Abstract

The paper focuses on the relations between Mass Observation Reports, and the contemporary sociological valuing of articulacy, salience and coherence in participants’ accounts. This is linked with a critique of sociological literariness, to question how participants’ words are transformed into ‘data’ for research productions. The aims are threefold. First, to show how research participants’ contributions have valuable attributes that do not always fit neatly into conventional analytic frame. Second, to highlight how ‘awkward’ data challenge the literary conventions of sociological production. Third, to illustrate how critical reflection on a particular form of vernacular poetry can inform the poetics and politics of sociological methodology.

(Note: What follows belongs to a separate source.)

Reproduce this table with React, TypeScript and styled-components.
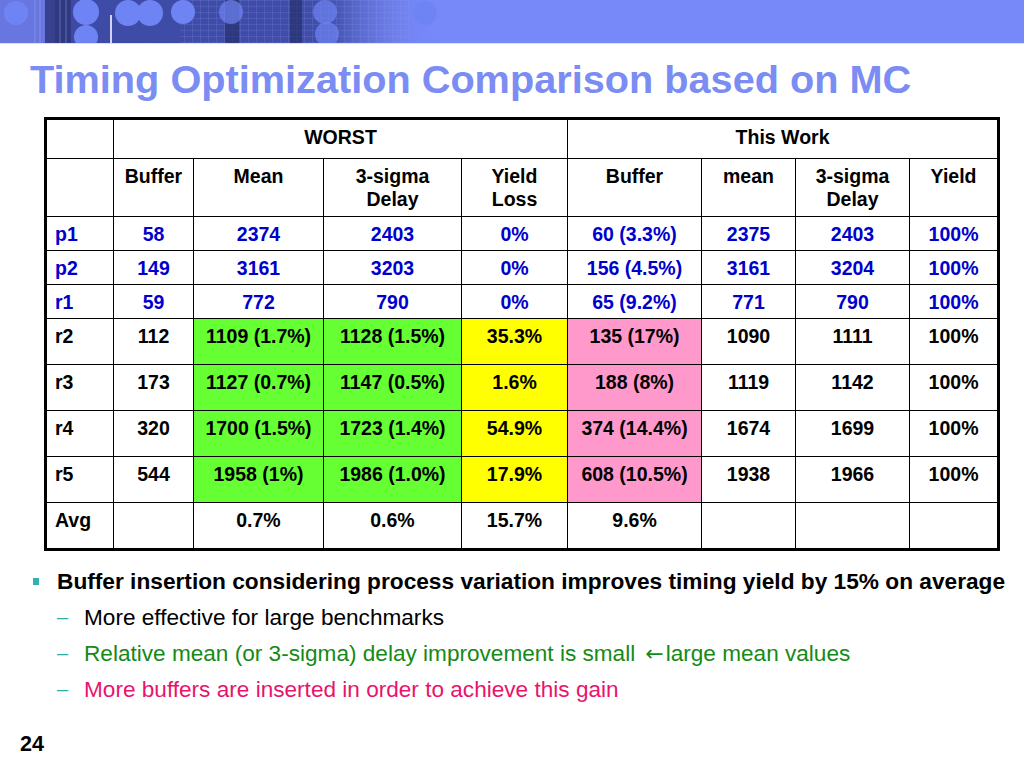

By addressing Mass Observation's inconvenient materiality, its peculiar temporality and its diverse content, the paper considers how these unsettle the notion of ‘data’. Critically engaging with Charles Madge's and Humphrey Jennings’ notion of Mass Observation as ‘Popular Poetry’, I then consider how Whitman's vernacular epic, Leaves\ of\ Grass, has been woven into the cultural biography of the U.S. By drawing an analogy between Mass Observation's ‘Popular Poetry’ and Whitman's democratic poetics, I ask how a legitimised/legitimising research habitus can change in interaction with such materials, rather than resynthesising itself. Moving on to an ethically difficult film-making project with asylum seekers I argue for methodological architectures that open up plural, precarious, untimely ‘anthropologies of ourselves’. A politics of knowledge-making, that acknowledges the ‘long workshops’ where social worlds are crafted, can then materialise.